From the listing below, pull out every line where the string "React" appears.

_ _ _ _ _

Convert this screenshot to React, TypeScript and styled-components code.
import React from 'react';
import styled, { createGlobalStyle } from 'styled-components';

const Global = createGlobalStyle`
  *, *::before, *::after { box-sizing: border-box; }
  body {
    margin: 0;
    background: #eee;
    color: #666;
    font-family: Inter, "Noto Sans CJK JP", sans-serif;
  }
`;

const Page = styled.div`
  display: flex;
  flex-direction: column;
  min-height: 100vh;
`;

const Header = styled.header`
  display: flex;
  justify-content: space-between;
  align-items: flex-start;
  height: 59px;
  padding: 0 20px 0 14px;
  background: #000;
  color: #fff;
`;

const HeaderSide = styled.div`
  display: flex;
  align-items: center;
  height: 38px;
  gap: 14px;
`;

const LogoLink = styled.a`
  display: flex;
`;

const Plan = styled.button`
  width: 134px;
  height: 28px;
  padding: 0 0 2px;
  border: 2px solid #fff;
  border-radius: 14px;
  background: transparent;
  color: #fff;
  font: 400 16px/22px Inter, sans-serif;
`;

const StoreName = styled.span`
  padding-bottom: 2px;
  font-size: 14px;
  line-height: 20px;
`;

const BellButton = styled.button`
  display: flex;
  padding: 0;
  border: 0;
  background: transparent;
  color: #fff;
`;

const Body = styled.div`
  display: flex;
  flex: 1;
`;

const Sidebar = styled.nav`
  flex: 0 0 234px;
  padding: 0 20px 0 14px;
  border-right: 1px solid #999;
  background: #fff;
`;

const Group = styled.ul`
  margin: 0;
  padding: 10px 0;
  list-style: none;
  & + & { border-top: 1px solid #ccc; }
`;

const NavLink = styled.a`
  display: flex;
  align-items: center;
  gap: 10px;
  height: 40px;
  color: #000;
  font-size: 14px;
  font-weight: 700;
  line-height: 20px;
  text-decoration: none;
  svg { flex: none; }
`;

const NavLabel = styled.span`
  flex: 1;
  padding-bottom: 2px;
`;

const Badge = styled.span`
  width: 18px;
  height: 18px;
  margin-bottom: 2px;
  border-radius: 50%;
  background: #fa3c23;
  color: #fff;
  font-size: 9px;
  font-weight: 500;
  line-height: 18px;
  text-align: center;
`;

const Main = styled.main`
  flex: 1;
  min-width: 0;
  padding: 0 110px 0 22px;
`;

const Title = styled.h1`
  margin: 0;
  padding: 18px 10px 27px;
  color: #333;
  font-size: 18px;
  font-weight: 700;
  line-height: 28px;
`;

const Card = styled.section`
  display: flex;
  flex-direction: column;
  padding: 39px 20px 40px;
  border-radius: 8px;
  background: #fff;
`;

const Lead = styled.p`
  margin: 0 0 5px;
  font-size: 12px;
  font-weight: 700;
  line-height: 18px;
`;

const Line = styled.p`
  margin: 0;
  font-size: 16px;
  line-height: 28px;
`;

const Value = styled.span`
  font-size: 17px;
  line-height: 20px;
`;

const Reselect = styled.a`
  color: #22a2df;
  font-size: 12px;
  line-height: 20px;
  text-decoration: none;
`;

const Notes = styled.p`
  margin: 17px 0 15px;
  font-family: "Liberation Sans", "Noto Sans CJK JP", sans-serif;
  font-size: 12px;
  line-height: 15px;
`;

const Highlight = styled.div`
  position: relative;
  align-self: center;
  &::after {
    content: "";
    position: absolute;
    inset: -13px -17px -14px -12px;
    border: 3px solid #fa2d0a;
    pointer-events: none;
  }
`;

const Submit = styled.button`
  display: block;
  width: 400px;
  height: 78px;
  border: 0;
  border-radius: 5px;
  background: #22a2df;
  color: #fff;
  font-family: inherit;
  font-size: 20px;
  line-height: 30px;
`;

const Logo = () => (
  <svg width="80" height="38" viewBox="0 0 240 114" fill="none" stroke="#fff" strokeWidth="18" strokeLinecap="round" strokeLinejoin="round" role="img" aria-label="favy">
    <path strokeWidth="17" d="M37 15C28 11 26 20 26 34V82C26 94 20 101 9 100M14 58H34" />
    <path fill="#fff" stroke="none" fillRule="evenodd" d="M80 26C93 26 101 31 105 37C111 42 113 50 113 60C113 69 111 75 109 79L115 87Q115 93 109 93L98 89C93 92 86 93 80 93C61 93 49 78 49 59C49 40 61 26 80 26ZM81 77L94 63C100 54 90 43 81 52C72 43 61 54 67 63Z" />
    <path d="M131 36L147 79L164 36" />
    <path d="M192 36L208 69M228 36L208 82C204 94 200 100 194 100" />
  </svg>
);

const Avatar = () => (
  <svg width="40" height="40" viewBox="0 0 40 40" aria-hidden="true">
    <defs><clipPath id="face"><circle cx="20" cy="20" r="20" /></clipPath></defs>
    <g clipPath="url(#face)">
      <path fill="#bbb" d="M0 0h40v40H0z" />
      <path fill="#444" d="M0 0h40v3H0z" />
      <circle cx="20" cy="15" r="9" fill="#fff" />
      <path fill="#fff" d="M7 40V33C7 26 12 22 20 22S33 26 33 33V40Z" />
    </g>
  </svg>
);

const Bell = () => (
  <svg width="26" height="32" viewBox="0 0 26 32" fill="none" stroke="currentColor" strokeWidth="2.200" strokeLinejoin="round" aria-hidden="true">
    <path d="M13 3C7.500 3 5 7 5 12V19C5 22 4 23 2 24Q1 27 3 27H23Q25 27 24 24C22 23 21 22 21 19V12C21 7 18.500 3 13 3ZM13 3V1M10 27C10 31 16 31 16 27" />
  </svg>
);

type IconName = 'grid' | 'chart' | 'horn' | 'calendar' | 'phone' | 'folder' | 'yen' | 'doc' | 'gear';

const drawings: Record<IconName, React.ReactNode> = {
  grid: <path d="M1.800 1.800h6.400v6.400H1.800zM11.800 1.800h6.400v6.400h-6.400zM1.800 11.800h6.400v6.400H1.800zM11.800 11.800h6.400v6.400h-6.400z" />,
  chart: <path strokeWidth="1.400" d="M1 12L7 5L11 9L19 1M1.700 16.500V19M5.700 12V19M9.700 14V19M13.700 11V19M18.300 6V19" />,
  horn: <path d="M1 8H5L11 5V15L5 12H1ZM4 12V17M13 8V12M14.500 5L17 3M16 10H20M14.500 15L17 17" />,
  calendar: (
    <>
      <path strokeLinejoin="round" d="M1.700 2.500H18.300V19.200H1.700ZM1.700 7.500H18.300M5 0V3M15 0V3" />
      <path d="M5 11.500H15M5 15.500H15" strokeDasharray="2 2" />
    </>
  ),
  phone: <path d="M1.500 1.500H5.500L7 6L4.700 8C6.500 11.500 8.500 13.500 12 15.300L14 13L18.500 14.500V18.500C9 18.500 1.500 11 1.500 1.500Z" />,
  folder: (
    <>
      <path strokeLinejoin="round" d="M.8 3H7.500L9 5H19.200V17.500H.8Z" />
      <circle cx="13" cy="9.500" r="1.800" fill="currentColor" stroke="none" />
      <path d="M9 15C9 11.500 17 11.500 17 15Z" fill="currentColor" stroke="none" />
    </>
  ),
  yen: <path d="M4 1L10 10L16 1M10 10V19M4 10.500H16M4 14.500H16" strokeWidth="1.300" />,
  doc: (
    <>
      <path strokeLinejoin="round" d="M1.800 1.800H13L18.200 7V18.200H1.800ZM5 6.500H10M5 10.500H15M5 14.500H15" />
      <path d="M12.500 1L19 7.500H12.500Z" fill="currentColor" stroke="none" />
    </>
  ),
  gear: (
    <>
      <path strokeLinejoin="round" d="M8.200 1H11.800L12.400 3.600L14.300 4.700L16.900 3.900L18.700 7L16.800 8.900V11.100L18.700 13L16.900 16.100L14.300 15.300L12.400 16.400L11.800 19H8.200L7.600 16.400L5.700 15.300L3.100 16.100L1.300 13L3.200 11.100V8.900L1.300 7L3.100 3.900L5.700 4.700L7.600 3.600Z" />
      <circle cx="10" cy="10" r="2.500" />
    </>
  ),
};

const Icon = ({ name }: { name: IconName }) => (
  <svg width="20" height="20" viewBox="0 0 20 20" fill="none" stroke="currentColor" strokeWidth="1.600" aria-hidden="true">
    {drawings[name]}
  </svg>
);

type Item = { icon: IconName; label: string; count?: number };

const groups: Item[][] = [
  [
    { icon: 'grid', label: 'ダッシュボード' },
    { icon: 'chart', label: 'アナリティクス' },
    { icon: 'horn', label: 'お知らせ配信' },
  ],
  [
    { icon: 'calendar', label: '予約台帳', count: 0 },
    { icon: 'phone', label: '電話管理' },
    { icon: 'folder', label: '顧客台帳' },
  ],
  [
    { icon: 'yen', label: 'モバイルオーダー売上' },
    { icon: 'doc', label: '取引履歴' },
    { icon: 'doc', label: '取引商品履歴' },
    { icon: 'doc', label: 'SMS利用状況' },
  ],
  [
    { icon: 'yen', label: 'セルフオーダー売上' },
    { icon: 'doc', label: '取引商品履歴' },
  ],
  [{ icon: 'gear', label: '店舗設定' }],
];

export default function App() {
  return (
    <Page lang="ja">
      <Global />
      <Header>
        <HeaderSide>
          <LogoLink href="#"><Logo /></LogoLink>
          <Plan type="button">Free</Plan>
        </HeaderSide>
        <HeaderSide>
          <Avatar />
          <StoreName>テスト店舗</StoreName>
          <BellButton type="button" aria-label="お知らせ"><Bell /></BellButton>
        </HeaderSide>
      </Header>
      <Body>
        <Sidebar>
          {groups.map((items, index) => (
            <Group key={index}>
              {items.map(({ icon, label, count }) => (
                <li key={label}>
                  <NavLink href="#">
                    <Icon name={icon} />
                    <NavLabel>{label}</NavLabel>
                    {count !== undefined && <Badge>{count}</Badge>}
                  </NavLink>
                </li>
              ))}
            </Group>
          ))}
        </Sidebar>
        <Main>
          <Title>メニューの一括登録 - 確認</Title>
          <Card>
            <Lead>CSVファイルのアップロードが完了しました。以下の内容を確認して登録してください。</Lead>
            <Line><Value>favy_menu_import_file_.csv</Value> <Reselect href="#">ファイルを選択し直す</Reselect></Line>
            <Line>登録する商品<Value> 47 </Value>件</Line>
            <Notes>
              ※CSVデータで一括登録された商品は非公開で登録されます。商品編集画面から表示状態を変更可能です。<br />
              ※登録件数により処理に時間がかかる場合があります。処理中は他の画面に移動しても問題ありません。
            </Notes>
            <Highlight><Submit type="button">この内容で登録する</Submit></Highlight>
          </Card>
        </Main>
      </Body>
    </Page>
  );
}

_ _ _ _ _

Finished task:
Convert this screenshot to React, TypeScript and styled-components code.
import React from 'react';
const drawings: Record<IconName, React.ReactNode> = {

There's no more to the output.